Marvel’s Inhumans was to be the first MCU project that centered the Inhuman Royal Family, characters first introduced by Stan Lee and Jack Kirby in 1965’s Fantastic Four #45. The show — which made its TV debut on September 29, 2017 — begins in Attilan, a secret, ostensibly high-tech Inhuman city on the moon.

When Maximus (Game of Thrones’ Iwan Rheon) stages a military coup to seize control from brother Black Bolt (Strange New Worlds’ Anson Mount), most of the Royal Family flees to Hawaii. (Because, if you’re going to flee to Earth, why not make it Oahu?) Once there, they work to reclaim control of their home from Maximus and maybe to save Earth in the process.

The show ran for eight, terrible episodes on ABC before getting canceled. If that had been the scope of its ambition, it might not be worth mentioning five years later. Plenty of terrible broadcast TV shows premiere and fail every network season — in fact, most TV shows fall into this category. But Inhumans was not just a random TV show; not only did it have the Marvel brand name attached, it had ambitions far greater than a broadcast run...

A big idea— Marvel’s Inhumans was a co-production between Marvel Television and IMAX Corporation (in conjunction with ABC), and the corporate entities had larger-than-life plans for the next Marvel story. Two weeks before the series premiered on ABC, it would debut in IMAX Theatres around the world, making it the first TV show ever to premiere in IMAX.

I love this ambition, and it’s the kind of game-changing model that Marvel has pulled off in other aspects of its development as a company. Even in 2017, we were already starting to see a conflation of the cinematic and television distribution models in the form of streaming services. More and more, movies would be making their debut, not in theaters but as only accessible through at-home devices like TVs, laptops, tablets, and phones.

For those who value (and who can afford) the collective film-going experience, there are fewer and fewer opportunities to see event movies actually at the movies. TV portals are sucking up most of our movies, but the reverse isn’t true. There are real reasons for this. Not only is the TV model not set up for theatrical distribution, but it’s also way cheaper to slap a movie or TV show on a streaming service a company already owns than to distribute it in theaters.
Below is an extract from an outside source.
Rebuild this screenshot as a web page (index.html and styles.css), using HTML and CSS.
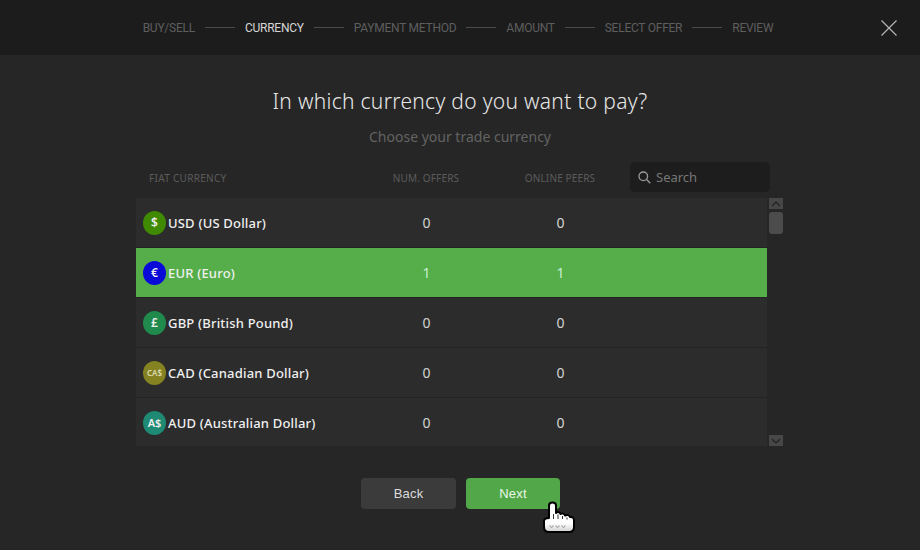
FILE: index.html
```html
<!DOCTYPE html>
<html lang="en">
<head>
<meta charset="utf-8">
<title>Currency</title>
<link rel="stylesheet" href="styles.css">
</head>
<body>
<header class="top">
  <nav class="steps">
    <span class="step">BUY/SELL</span><i class="line"></i>
    <span class="step active">CURRENCY</span><i class="line"></i>
    <span class="step">PAYMENT METHOD</span><i class="line"></i>
    <span class="step">AMOUNT</span><i class="line"></i>
    <span class="step">SELECT OFFER</span><i class="line"></i>
    <span class="step">REVIEW</span>
  </nav>
  <svg class="close" width="16" height="16" viewBox="0 0 16 16"><path d="M.5.5l15 15M15.500.5l-15 15" stroke="#b4b4b4" stroke-width="1.200" fill="none"/></svg>
</header>
<main class="main">
  <h1 class="title">In which currency do you want to pay?</h1>
  <p class="sub">Choose your trade currency</p>
  <section class="table">
    <div class="thead">
      <span class="th first">FIAT CURRENCY</span>
      <span class="th">NUM. OFFERS</span>
      <span class="th">ONLINE PEERS</span>
      <div class="search">
        <svg width="13" height="13" viewBox="0 0 13 13"><circle cx="5.300" cy="5.300" r="4.300" stroke="#9a9a9a" stroke-width="1.300" fill="none"/><path d="M8.500 8.500L12.300 12.300" stroke="#9a9a9a" stroke-width="1.300"/></svg>
        <span>Search</span>
      </div>
    </div>
    <div class="tbody">
      <div class="rows">
        <div class="row"><div class="name"><span class="coin usd">$</span>USD (US Dollar)</div><span class="num">0</span><span class="num">0</span></div>
        <div class="row selected"><div class="name"><span class="coin eur">€</span>EUR (Euro)</div><span class="num">1</span><span class="num">1</span></div>
        <div class="row"><div class="name"><span class="coin gbp">£</span>GBP (British Pound)</div><span class="num">0</span><span class="num">0</span></div>
        <div class="row"><div class="name"><span class="coin cad">CA$</span>CAD (Canadian Dollar)</div><span class="num">0</span><span class="num">0</span></div>
        <div class="row"><div class="name"><span class="coin aud">A$</span>AUD (Australian Dollar)</div><span class="num">0</span><span class="num">0</span></div>
      </div>
      <div class="scroll">
        <div class="arrow"><svg width="10" height="6" viewBox="0 0 10 6"><path d="M1 5l4-4 4 4" stroke="#222" stroke-width="1.200" fill="none"/></svg></div>
        <div class="thumb"></div>
        <div class="spacer"></div>
        <div class="arrow"><svg width="10" height="6" viewBox="0 0 10 6"><path d="M1 1l4 4 4-4" stroke="#222" stroke-width="1.200" fill="none"/></svg></div>
      </div>
    </div>
  </section>
  <div class="actions">
    <button class="btn back">Back</button>
    <button class="btn next">Next</button>
    <svg class="cursor" width="32" height="33" viewBox="0 0 32 33">
      <defs><linearGradient id="hand" x1="0" y1="0" x2="0" y2="1"><stop offset="0.700" stop-color="#fff"/><stop offset="1" stop-color="#d0d0d0"/></linearGradient></defs>
      <path d="M6 4.500C6 .5 13 .5 13 4.500V12C14.500 10.500 17 11 17.500 13C19 12 21.500 12.500 22 14.500C24 13.500 26.500 14 27 16C29 15.500 31 17 31 19V26C31 29 29 31 26 31H6C3 31 1 29 1 26V20C1 18 3 17 6 17Z" fill="url(#hand)" stroke="#000" stroke-width="2" stroke-linejoin="round"/>
      <path d="M10.500 13v5M15 13.500v4.500M19.500 15v3M24 16.500v2" stroke="#333" stroke-width="1"/>
      <path d="M7 24.500c0 2.500 3 2.500 3 0M13 24.500c0 2.500 3 2.500 3 0M19 24.500c0 2.500 3 2.500 3 0" stroke="#8a8a8a" stroke-width="1" fill="none"/>
    </svg>
  </div>
</main>
</body>
</html>
```
FILE: styles.css
```css
* { box-sizing: border-box; }
html, body { margin: 0; height: 100%; }
body {
  width: 920px;
  height: 550px;
  overflow: hidden;
  background: #262626;
  font-family: "Noto Sans", "Open Sans", sans-serif;
  color: #e8e8e8;
}
.top {
  height: 55px;
  background: #1c1c1c;
  display: flex;
  align-items: center;
  justify-content: center;
  position: relative;
}
.steps { display: flex; align-items: center; gap: 10px; margin-right: 4px; }
.step { font-family: Roboto, sans-serif; font-size: 12px; color: #5e5e5e; line-height: 16px; letter-spacing: -0.25px; }
.step.active { color: #d6d6d6; }
.line { width: 30px; height: 1px; background: #4a4a4a; }
.close { position: absolute; left: 881px; top: 20px; }
.main { display: flex; flex-direction: column; align-items: center; }
.title { margin: 32px 0 0; font-size: 21px; font-weight: 300; line-height: 28px; color: #e8e8e8; letter-spacing: 0.3px; }
.sub { margin: 12px 0 0; font-size: 14px; line-height: 20px; color: #636363; }
.table { width: 648px; margin-top: 15px; align-self: flex-start; margin-left: 136px; }
.thead {
  display: grid;
  grid-template-columns: 223px 134px 134px 140px;
  align-items: center;
  height: 30px;
  margin-bottom: 6px;
}
.th { font-size: 10px; color: #5c5c5c; text-align: center; letter-spacing: 0.15px; padding-top: 2px; }
.th.first { text-align: left; padding-left: 13px; letter-spacing: 0.3px; }
.search {
  grid-column: 4;
  margin-left: 3px;
  width: 140px;
  height: 30px;
  background: #1d1d1d;
  border-radius: 5px;
  display: flex;
  align-items: center;
  gap: 5px;
  padding-left: 8px;
  font-size: 13px;
  color: #777;
}
.tbody { display: flex; gap: 2px; height: 250px; }
.rows { width: 631px; }
.row {
  display: grid;
  grid-template-columns: 223.5px 134px 134px;
  align-items: center;
  height: 50px;
  background: #2c2c2c;
  border-bottom: 1px solid #232323;
}
.row:last-child { height: 48px; border-bottom: 0; padding-top: 1px; }
.row.selected { background: #55ae4a; color: #eef8ec; }
.name { display: flex; align-items: center; gap: 2px; padding-left: 7px; font-size: 13px; font-weight: 500; letter-spacing: 0.19px; color: #f0f0f0; }
.coin {
  width: 23px;
  height: 24px;
  border-radius: 50%;
  display: flex;
  align-items: center;
  justify-content: center;
  font-size: 12px;
  font-weight: 600;
  letter-spacing: 0;
  color: #eee;
}
.usd { background: #3f8a00; }
.eur { background: #0a0ad8; }
.gbp { background: #1f8a4c; }
.cad { background: #858222; font-size: 8px; color: #dcdcb0; }
.aud { background: #1f8a73; font-size: 11px; }
.num { text-align: center; font-size: 14px; color: #d4d4d4; }
.selected .num { color: #c8f0d0; }
.scroll { width: 14px; display: flex; flex-direction: column; gap: 3px; }
.arrow { height: 11px; background: #474747; display: flex; align-items: center; justify-content: center; }
.thumb { height: 22px; background: #4c4c4c; border-radius: 3px; }
.spacer { flex: 1; }
.scroll .arrow:last-child { margin-bottom: 2px; }
.actions { display: flex; gap: 10px; margin-top: 30px; margin-left: 1px; position: relative; }
.btn {
  width: 95px;
  height: 31px;
  border: 0;
  border-radius: 4px;
  font: 400 13px "Liberation Sans", Arial, sans-serif;
  letter-spacing: 0.2px;
}
.back { background: #3b3b3b; color: #dcdcdc; }
.next { background: #52a849; color: #e8f6e6; width: 94px; }
.cursor { position: absolute; left: 182px; top: 23px; }
```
It’s also way cheaper to make a TV show that looks good on a TV screen than it is to make a TV show that looks good on a movie screen. (Note: Inhumans looked bad on both.)

Still, there are ways to break out of the traditional TV distribution model, as IMAX demonstrated with Inhumans and with Game of Thrones before that. In 2015, IMAX screened the final two episodes of Game of Thrones Season 4. The theater event came six months after the episodes were initially broadcast on HBO broadcast, and while the box office didn’t set the world on fire, it did demonstrate that — for certain TV properties — fans are willing to spend money to watch episodes in theaters, even after they have already seen them on TV.
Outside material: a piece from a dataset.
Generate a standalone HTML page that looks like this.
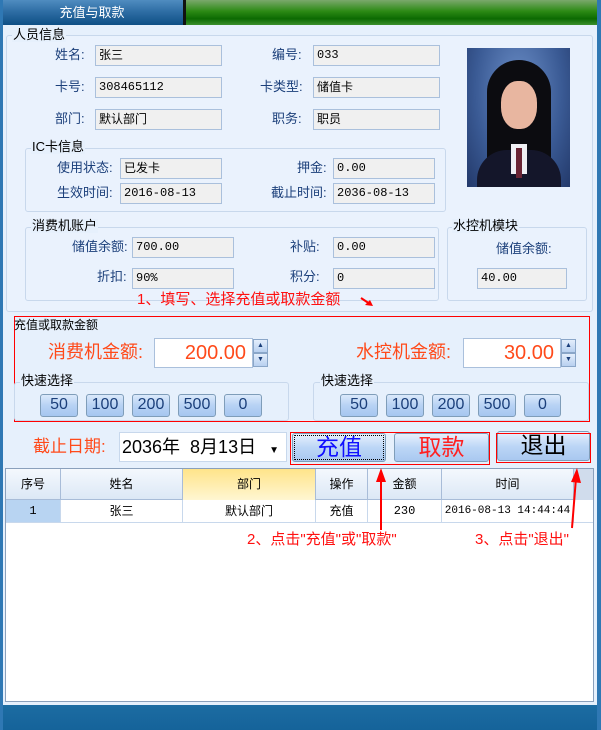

Given how much of an epic failure Inhumans was — both narratively and commercially — I doubt IMAX is considering investing in another TV production anytime soon. But I wish they would. There are TV shows, by virtue of their visual achievements or their position in our pop culture, that could support a theatrical window. (We’ve also seen it with Fathom Events’ strategy of screening nerdy properties like Doctor Who.) And for an industry that is desperately trying to find ways to fill its theaters, non-traditional moves like this one make sense in a rapidly changing media landscape.
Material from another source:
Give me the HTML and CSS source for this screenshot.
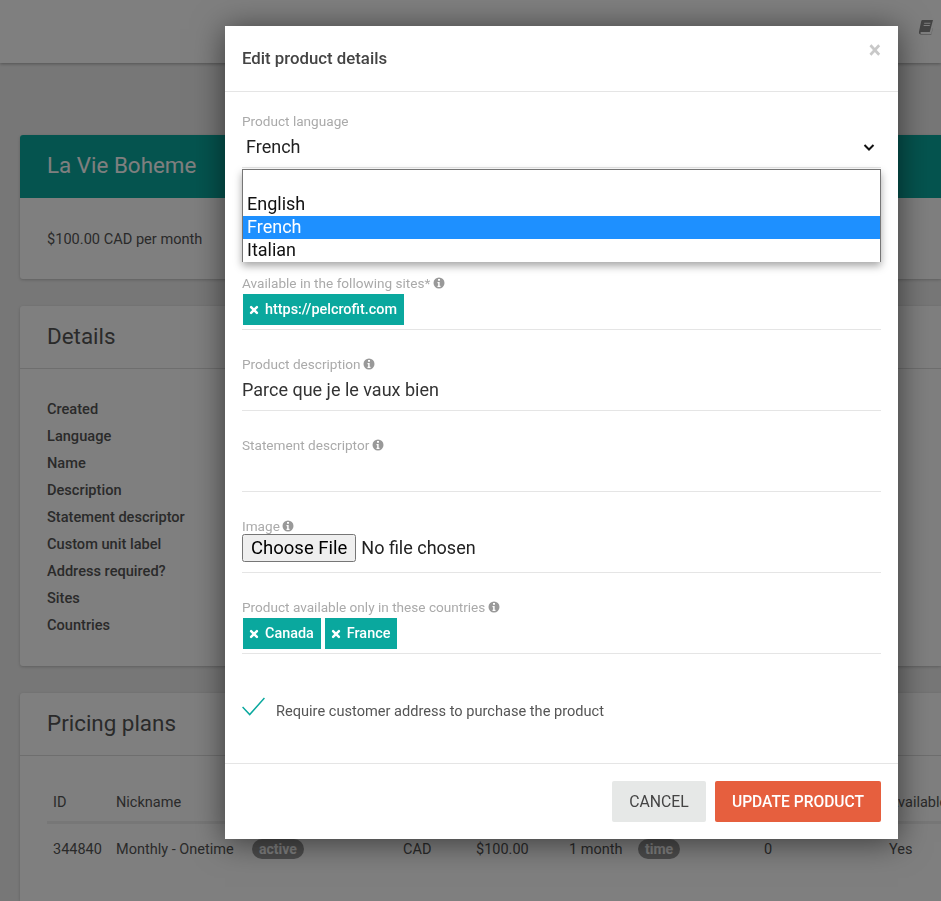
FILE: index.html
```html
<!DOCTYPE html>
<html lang="en">
<head>
<meta charset="utf-8">
<title>Edit product details</title>
<link rel="stylesheet" href="styles.css">
</head>
<body>
<svg class="sprite" width="0" height="0" aria-hidden="true">
  <symbol id="info" viewBox="0 0 24 24"><path fill="currentColor" fill-rule="evenodd" d="M12 1a11 11 0 1 0 0 22 11 11 0 0 0 0-22zM14 3.800v3.700h-4V3.800h4zM15 20H9v-2.300h1.300v-5.400H9V10h4.300v7.700H15V20z"/></symbol>
  <symbol id="times" viewBox="0 0 12 12"><path d="M2.500 2.500l7 7M9.500 2.500l-7 7" stroke="currentColor" stroke-width="3" stroke-linecap="round"/></symbol>
</svg>

<div class="page">
  <header class="navbar">
    <svg class="book" viewBox="0 0 16 16" aria-hidden="true"><path fill="currentColor" fill-rule="evenodd" d="M4.500 1H15l-.4 1.500-2.800 10.500H3.600c-.8 0-1.200.4-1.200 1s.4.900 1 .9h9.800l1.500-5.500.4-.6-1.800 6.700H3c-1.500 0-2.300-1-2-2.700L3.200 2.200C3.400 1.400 3.800 1 4.500 1zM6.300 3.800l-.2.900h6.200l.2-.9H6.300zM5.700 6l-.2.900h6.200l.2-.9H5.700z"/></svg>
  </header>
  <main class="main">
    <section class="card card-summary">
      <h1 class="banner">La Vie Boheme</h1>
      <p class="price">$100.00 CAD per month</p>
    </section>
    <section class="card card-details">
      <h2 class="card-title">Details</h2>
      <ul class="detail-list">
        <li>Created</li>
        <li>Language</li>
        <li>Name</li>
        <li>Description</li>
        <li>Statement descriptor</li>
        <li>Custom unit label</li>
        <li>Address required?</li>
        <li>Sites</li>
        <li>Countries</li>
      </ul>
    </section>
    <section class="card card-plans">
      <h2 class="card-title">Pricing plans</h2>
      <div class="plans">
        <div class="plan-row plan-head">
          <span>ID</span><span>Nickname</span><span></span><span></span><span></span><span></span><span></span><span></span><span>Available</span>
        </div>
        <div class="plan-row">
          <span>344840</span><span>Monthly - Onetime</span><span><b class="pill">active</b></span><span>CAD</span><span>$100.00</span><span>1 month</span><span><b class="pill">time</b></span><span>0</span><span>Yes</span>
        </div>
      </div>
    </section>
  </main>
</div>

<div class="overlay"></div>

<div class="modal" role="dialog">
  <div class="modal-head">
    <h3 class="modal-title">Edit product details</h3>
    <span class="close">×</span>
  </div>
  <form class="modal-body">
    <div class="select-field">
      <label class="field-label">Product language</label>
      <div class="select-value">French
        <svg class="chevron" viewBox="0 0 12 12" aria-hidden="true"><path d="M1.500 4l4.500 4.500L10.500 4" fill="none" stroke="currentColor" stroke-width="2"/></svg>
      </div>
      <ul class="listbox">
        <li class="option"></li>
        <li class="option">English</li>
        <li class="option selected">French</li>
        <li class="option">Italian</li>
      </ul>
    </div>
    <div class="field"></div>
    <div class="field">
      <label class="field-label">Available in the following sites* <svg class="info"><use href="#info"/></svg></label>
      <div class="chips">
        <span class="chip"><svg class="chip-x"><use href="#times"/></svg>https://pelcrofit.com</span>
      </div>
    </div>
    <div class="field">
      <label class="field-label">Product description <svg class="info"><use href="#info"/></svg></label>
      <div class="field-text">Parce que je le vaux bien</div>
    </div>
    <div class="field">
      <label class="field-label">Statement descriptor <svg class="info"><use href="#info"/></svg></label>
      <div class="field-text"></div>
    </div>
    <div class="field">
      <label class="field-label">Image <svg class="info"><use href="#info"/></svg></label>
      <input class="file" type="file">
    </div>
    <div class="field">
      <label class="field-label">Product available only in these countries <svg class="info"><use href="#info"/></svg></label>
      <div class="chips">
        <span class="chip"><svg class="chip-x"><use href="#times"/></svg>Canada</span>
        <span class="chip"><svg class="chip-x"><use href="#times"/></svg>France</span>
      </div>
    </div>
    <div class="check-row">
      <svg class="check" viewBox="0 0 26 20" aria-hidden="true"><path d="M1.500 10.500L9 18.500 24.500 1" fill="none" stroke="currentColor" stroke-width="1.500"/></svg>
      <span>Require customer address to purchase the product</span>
    </div>
  </form>
  <div class="modal-foot">
    <button class="btn btn-cancel" type="button">CANCEL</button>
    <button class="btn btn-update" type="button">UPDATE PRODUCT</button>
  </div>
</div>
</body>
</html>
```
FILE: styles.css
```css
* { box-sizing: border-box; }
html, body { margin: 0; height: 100%; overflow: hidden; }
body { background: #eeeeee; font-family: Roboto, "Liberation Sans", sans-serif; color: #555; font-size: 14px; }
.sprite { position: absolute; }

.page { width: 941px; height: 901px; overflow: hidden; }
.navbar { height: 63px; background: #fff; box-shadow: 0 1px 3px rgba(0,0,0,.3); display: flex; align-items: flex-start; padding: 19px 0 0 918px; }
.book { width: 16px; height: 16px; color: #888; }
.main { padding: 72px 0 0 20px; display: flex; flex-direction: column; gap: 27px; }
.card { background: #fff; border-radius: 3px 0 0 3px; box-shadow: 0 1px 3px rgba(0,0,0,.2); overflow: hidden; }
.card-summary { height: 144px; }
.card-details { height: 360px; }
.card-plans { height: 208px; border-radius: 3px 0 0 0; }
.banner { margin: 0; height: 63px; background: #0aa89e; color: #fff; font-size: 22.400px; font-weight: 400; line-height: 61px; padding-left: 27px; }
.price { margin: 0; padding: 31px 27px; line-height: 20px; font-size: 14.600px; }
.card-title { margin: 0; height: 63px; border-bottom: 1px solid #ddd; font-size: 22.400px; font-weight: 400; line-height: 60px; padding-left: 27px; }
.detail-list { list-style: none; margin: 0; padding: 27px 27px 0; }
.detail-list li { height: 27px; line-height: 27px; font-weight: 500; font-size: 14.600px; }
.plans { padding: 27px 0 0 27px; }
.plan-row { display: grid; grid-template-columns: 63px 136px 151px 73px 93px 69px 126px 125px 100px; width: 914px; height: 50px; align-items: center; white-space: nowrap; font-size: 14.500px; }
.plan-row > span { padding-left: 6px; }
.plan-head { height: 41px; border-bottom: 3px solid #eee; }
.pill { display: inline-block; height: 20px; line-height: 20px; padding: 0 7px; border-radius: 10px; background: #999; color: #fff; font-size: 14px; font-weight: 700; }

.overlay { position: fixed; inset: 0; background: rgba(0,0,0,.5); }

.modal { position: absolute; left: 225px; top: 26px; width: 673px; height: 813px; background: #fff; box-shadow: 0 3px 30px rgba(0,0,0,.55); display: flex; flex-direction: column; }
.modal-head { height: 66px; border-bottom: 1px solid #e5e5e5; padding: 0 17px 2px; display: flex; justify-content: space-between; align-items: center; position: relative; }
.modal-title { margin: 0; font-size: 16.800px; font-weight: 500; color: #444; }
.close { position: absolute; right: 17px; top: 13px; font-size: 23px; font-weight: 700; color: #c8c8c8; line-height: 24px; }
.modal-body { flex: 1; padding: 20px 17px 0; }
.field-label { display: block; height: 20px; line-height: 18px; color: #aaa; font-size: 13.600px; white-space: nowrap; }
.info { width: 12px; height: 12px; color: #999; vertical-align: -1px; margin-left: -1px; }
.select-field { position: relative; height: 56px; border-bottom: 1px solid #e5e5e5; }
.select-value { height: 32px; margin-top: -1px; line-height: 32px; padding-left: 4px; font-size: 18px; color: #222; display: flex; justify-content: space-between; align-items: center; padding-right: 6px; }
.chevron { width: 12px; height: 12px; color: #111; }
.listbox { position: absolute; left: 0; right: 0; top: 57px; height: 93px; margin: 0; padding: 0; list-style: none; background: #fff; border: 1px solid #767676; border-bottom: 0; box-shadow: 0 4px 8px rgba(0,0,0,.35); z-index: 2; }
.option { height: 23px; line-height: 22px; padding: 0 4px; font-size: 18px; color: #111; }
.selected { background: #1e90ff; color: #fff; }
.field { height: 81px; padding-top: 25px; border-bottom: 1px solid #e5e5e5; }
.field-text { font-size: 18px; line-height: 30px; height: 30px; color: #333; }
.chips { display: flex; gap: 4px; padding: 0 1px; }
.chip { display: flex; align-items: center; height: 31px; background: #0aa89e; color: #fff; font-size: 14.400px; font-weight: 500; padding: 0 7px 0 6px; }
.chip-x { width: 10px; height: 10px; color: #fff; margin-right: 6px; margin-left: 0; }
.file { display: block; margin-top: -3px; font: 18px Roboto, sans-serif; color: #222; width: 100%; }
.file::file-selector-button { padding: 1px 7px; margin-right: 5px; font-family: inherit; font-size: 18.500px; }
.check-row { display: flex; align-items: center; gap: 10px; margin-top: 47px; font-size: 14.600px; color: #555; margin-left: -1px; }
.check { width: 25px; height: 19px; color: #0aa89e; position: relative; top: -4px; }
.modal-foot { height: 76px; border-top: 1px solid #e5e5e5; padding: 17px 17px 0; display: flex; justify-content: flex-end; gap: 9px; }
.btn { height: 41px; border: 0; border-radius: 2px; font: 15.800px Roboto, sans-serif; }
.btn-cancel { width: 94px; background: #e6e8e7; color: #444; }
.btn-update { width: 166px; background: #e65f3e; color: #fff; font-weight: 500; font-size: 15.600px; }
```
The Marvel Studios we know today was the result of executives swinging big and envisioning something outside of the existing media models. While Marvel’s Inhumans was undoubtedly a failure, I can’t help but admire its ambition. IMAX and Marvel’s experiment in TV-as-cinema didn’t fail because the model is a bad idea, it failed because Inhumans was a bad idea.

Inhumans is streaming on Disney+, but you probably shouldn’t.